“Look deep into nature, and then you will understand everything better” - Albert Einstein
We were able to relish the nuances of nature as my second mother who cradled me assiduously was the Queen of hills – the Nilgiris. Our heart was drawn towards her beauty which was pure and selfless; which gave everything and expected nothing in return. That is why we call her “our mother”.
Our family too instilled the aesthetic sense in us, before we could develop an interest in photography. Since our parents wanted us to develop more productive hobbies, they did not install “the idiot box” at home and so, our interest turned towards fine arts - especially bird-watching, music and painting. We learnt to spend more time with Mother Nature.
Our acquaintance with nature drew us towards birds. But, why birds? It was because it was those birds which taught mankind, to live as a family; to build a home and work tirelessly till they achieved their goals. The absence of noise created by a television helped us to develop a keen sense of vision and sound, which in turn helped us to concentrate on the beautiful and distinct bird calls. Bird watching is not about sitting somewhere and looking at birds. It conveys a much deeper sense. We practiced silence and patience which form the basis of bird watching. Our interests developed gradually as we grew up. Our discoveries on the roads of Kovaipudur proved that one does not need to go into the forests to enjoy the beauty of nature. We were astonished to find that Kovaipudur was already a home to many bird varieties.

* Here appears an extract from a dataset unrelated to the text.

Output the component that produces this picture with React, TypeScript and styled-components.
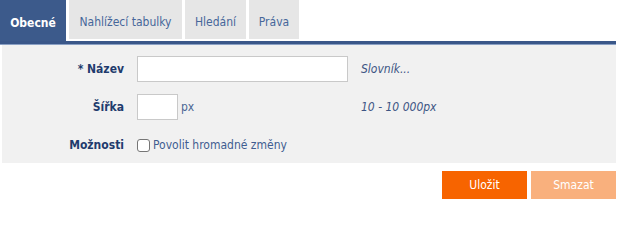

THE COMMON THOUGHT THAT WE NEED TO TRAVEL FAR TO CLICK GOOD PHOTOGRAPHS IS A TABOO.
We started off with looking at all the cute little birds who visited our house - starting from parrots to sparrows, sunbirds, prinias, mynahs, wagtails, even crows and so on. We started observing their life cycle and identified their calls and even recorded them in our phones. With this bird watching hobby of ours, soon we ventured further into our neighborhood to find out more about these birds. Photography was the key tool that was our aid. Our constant experiments with the DSLR threw light on all the tiny aspects of nature.
Acquainting ourselves with the calls of birds is the first step to bird watching. The call of a crow is the most distinct one which we all are familiar with! But crows themselves make nearly 4-5 types of calls based on their situation. The chirps of many birds are so deceiving that we may interpret them for another!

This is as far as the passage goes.